===== EXTRACTED ENTRIES

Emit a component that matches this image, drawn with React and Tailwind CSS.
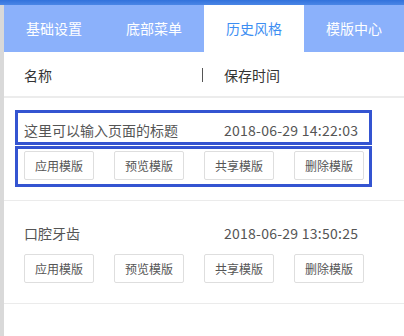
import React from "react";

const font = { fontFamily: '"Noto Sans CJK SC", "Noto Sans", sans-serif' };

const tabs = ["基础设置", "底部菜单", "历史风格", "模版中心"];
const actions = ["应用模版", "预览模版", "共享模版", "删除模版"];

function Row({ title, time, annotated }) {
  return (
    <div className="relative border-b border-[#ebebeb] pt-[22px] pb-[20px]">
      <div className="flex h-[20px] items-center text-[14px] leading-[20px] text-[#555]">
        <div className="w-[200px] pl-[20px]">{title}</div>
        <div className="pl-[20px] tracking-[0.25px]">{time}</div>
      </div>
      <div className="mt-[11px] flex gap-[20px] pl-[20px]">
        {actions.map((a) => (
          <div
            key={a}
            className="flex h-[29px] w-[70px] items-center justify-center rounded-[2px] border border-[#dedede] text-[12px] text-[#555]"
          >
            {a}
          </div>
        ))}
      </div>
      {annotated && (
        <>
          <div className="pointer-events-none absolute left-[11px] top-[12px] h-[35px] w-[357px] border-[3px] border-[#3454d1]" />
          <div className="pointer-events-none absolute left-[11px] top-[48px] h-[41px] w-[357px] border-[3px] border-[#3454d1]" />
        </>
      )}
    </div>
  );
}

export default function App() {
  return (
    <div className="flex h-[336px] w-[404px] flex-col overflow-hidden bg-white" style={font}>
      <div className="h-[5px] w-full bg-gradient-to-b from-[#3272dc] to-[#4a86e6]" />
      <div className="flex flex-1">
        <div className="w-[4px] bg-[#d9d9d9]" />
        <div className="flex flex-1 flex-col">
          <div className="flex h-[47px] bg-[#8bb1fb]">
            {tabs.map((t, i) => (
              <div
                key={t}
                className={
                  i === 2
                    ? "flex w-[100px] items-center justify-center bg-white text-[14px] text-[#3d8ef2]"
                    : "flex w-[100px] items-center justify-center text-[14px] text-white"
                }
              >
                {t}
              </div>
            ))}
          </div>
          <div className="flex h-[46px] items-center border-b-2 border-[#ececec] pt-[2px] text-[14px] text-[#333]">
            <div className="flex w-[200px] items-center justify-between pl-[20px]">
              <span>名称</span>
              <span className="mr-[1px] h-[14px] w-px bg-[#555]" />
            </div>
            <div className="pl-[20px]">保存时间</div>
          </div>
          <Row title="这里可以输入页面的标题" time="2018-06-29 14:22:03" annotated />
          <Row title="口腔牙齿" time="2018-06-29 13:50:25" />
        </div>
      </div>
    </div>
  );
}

==========
===== EXTRACTED ENTRIES

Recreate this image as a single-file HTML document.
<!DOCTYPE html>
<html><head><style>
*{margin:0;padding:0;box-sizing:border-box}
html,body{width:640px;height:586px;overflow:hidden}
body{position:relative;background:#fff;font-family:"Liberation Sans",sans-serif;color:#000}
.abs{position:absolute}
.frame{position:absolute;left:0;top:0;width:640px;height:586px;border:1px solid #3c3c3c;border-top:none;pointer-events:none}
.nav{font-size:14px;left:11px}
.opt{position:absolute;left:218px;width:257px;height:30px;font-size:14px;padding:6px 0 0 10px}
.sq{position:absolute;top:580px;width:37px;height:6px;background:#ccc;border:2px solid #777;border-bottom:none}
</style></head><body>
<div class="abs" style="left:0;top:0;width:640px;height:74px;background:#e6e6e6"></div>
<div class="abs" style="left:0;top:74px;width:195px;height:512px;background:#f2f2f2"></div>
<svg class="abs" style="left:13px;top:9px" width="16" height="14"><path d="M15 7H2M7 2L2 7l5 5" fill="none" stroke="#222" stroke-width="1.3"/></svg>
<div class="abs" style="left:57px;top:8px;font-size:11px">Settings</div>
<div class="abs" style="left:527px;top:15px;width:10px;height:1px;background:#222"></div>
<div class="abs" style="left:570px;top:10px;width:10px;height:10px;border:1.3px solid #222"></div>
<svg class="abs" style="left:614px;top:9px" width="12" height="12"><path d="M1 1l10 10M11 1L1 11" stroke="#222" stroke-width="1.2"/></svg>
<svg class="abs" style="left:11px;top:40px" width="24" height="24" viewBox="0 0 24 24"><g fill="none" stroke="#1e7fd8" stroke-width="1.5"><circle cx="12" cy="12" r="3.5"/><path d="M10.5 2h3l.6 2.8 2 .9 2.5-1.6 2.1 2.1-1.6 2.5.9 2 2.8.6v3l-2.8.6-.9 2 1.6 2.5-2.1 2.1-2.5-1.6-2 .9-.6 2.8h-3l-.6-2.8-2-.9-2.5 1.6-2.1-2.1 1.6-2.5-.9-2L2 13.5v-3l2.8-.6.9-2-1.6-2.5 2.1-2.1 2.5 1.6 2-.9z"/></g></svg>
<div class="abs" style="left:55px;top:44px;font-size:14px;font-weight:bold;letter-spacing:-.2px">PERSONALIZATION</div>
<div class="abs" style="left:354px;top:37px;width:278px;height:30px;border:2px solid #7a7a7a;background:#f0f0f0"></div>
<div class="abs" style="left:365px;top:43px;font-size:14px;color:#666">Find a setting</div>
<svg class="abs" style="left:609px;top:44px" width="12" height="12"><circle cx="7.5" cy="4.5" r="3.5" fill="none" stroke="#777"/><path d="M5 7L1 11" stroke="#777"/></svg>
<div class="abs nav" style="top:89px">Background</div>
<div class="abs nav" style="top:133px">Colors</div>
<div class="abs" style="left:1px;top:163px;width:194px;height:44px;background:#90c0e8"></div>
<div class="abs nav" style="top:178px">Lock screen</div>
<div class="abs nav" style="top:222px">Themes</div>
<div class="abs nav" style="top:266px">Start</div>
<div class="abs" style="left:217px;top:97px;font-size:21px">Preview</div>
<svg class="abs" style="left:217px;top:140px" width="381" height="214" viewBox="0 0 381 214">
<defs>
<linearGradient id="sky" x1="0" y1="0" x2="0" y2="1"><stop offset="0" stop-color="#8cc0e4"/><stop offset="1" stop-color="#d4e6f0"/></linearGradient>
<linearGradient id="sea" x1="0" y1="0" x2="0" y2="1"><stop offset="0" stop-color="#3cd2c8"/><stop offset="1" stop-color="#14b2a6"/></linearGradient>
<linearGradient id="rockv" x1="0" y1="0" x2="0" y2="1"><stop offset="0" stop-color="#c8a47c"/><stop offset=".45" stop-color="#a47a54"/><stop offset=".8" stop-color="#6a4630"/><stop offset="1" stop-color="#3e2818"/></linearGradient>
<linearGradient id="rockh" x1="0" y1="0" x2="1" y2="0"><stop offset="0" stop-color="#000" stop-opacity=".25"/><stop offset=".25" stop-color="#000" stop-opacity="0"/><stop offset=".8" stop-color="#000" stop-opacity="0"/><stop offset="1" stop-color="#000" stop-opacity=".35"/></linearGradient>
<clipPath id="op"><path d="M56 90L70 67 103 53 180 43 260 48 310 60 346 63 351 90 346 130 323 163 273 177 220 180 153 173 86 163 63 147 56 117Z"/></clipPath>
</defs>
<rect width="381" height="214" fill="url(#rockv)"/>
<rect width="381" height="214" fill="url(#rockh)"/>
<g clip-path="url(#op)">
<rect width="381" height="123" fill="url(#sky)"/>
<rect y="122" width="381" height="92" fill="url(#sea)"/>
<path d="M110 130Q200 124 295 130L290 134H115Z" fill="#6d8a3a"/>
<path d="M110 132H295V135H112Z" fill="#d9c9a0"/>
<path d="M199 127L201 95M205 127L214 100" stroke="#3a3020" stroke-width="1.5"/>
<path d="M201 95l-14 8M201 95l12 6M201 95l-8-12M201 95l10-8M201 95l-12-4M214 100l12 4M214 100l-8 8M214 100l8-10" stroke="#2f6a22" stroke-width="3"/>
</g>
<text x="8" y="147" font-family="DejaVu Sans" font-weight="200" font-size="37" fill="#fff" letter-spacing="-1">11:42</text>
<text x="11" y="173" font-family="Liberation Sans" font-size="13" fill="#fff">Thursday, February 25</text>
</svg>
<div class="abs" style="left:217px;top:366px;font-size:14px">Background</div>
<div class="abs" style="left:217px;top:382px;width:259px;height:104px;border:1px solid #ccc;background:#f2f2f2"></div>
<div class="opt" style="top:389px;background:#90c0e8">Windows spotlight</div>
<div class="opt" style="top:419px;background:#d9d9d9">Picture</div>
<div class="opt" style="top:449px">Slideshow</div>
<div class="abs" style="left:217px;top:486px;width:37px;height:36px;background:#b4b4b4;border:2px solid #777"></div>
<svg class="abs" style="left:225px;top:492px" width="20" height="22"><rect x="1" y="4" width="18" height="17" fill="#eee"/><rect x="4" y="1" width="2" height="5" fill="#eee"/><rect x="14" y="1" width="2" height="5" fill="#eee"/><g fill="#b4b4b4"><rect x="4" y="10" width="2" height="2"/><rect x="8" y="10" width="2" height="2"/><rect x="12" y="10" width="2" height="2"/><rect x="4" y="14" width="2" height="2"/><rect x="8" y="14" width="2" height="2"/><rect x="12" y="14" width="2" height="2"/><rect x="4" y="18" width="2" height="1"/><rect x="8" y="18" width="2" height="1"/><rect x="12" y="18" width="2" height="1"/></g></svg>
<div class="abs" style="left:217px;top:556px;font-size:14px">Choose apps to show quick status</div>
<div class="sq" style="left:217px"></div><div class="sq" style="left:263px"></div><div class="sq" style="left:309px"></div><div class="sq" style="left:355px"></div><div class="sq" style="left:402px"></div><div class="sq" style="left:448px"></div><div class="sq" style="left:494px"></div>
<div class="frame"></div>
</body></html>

==========

» **EXERCISE GOAL**: Check each line above for the word "image" and say how many have it, with nothing else.

» **RESPONSE**: 2